Legal Frameworks and Growing Enforcement
Governments have responded with increasingly tough legislation:
- U.S. Foreign Corrupt Practices Act (FCPA, 1977): The cornerstone of global anti-bribery efforts. It bans U.S. companies, citizens, and certain foreign entities from bribing foreign officials and mandates accurate books and records. Enforced by the Department of Justice and SEC, it carries massive fines, profit disgorgement, and prison sentences. Its extraterritorial reach is broad—even minor U.S. connections can trigger jurisdiction. Recent laws like the Foreign Extortion Prevention Act (2024) also target officials who demand bribes.
- UK Bribery Act (2010): One of the strictest laws worldwide. It criminalizes both active and passive bribery, introduces a corporate offense of “failure to prevent bribery,” and applies globally.

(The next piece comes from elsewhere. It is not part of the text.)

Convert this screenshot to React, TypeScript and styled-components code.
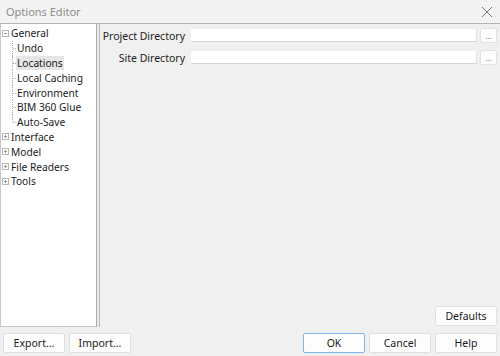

- OECD Anti-Bribery Convention (1997): More than 40 countries have committed to criminalizing foreign bribery, supported by ongoing peer monitoring. Complementary frameworks include the UN Convention Against Corruption.
Enforcement has intensified since the mid-2000s, with authorities in the United States, United Kingdom, Germany, France, and elsewhere imposing billions in penalties. Companies now invest heavily in compliance programs, third-party due diligence, and anti-corruption training.
Far-Reaching Impacts and Persistent Challenges
The consequences of international bribery extend far beyond financial losses:
- Economic Distortion: It inflates project costs, deters honest investment, and rewards inefficiency.
- Political and Social Harm: Corruption erodes trust in institutions, deepens inequality, and can sustain kleptocratic regimes in vulnerable nations.
- Business Dilemmas: In highly corrupt markets, companies face a difficult choice—pay bribes and risk prosecution, or lose contracts to less scrupulous competitors.
New challenges continue to emerge. Cryptocurrencies, artificial intelligence, and opaque supply chains offer fresh avenues for concealment. Reports from organizations like Transparency International regularly highlight uneven global enforcement, with many countries still lagging in prosecution.
The Path Forward: Prevention and Reform
Combating international bribery requires sustained effort. Leading companies implement robust compliance systems, including regular risk assessments, employee training, and independent audits of agents and partners. Governments are enhancing transparency through beneficial ownership registries and strengthening whistleblower protections.
While progress is evident—more prosecutions, higher fines, and greater corporate awareness—bribery remains deeply entrenched in parts of the world where weak institutions and high rewards prevail. International cooperation and consistent enforcement are essential to leveling the playing field.
For deeper insight, the 2009 FRONTLINE documentary Black Money offers a compelling look at major cases and the tensions between anti-corruption efforts and national interests. As global business becomes more interconnected, the fight against this shadowy practice will remain a critical priority for governments, companies, and civil society alike.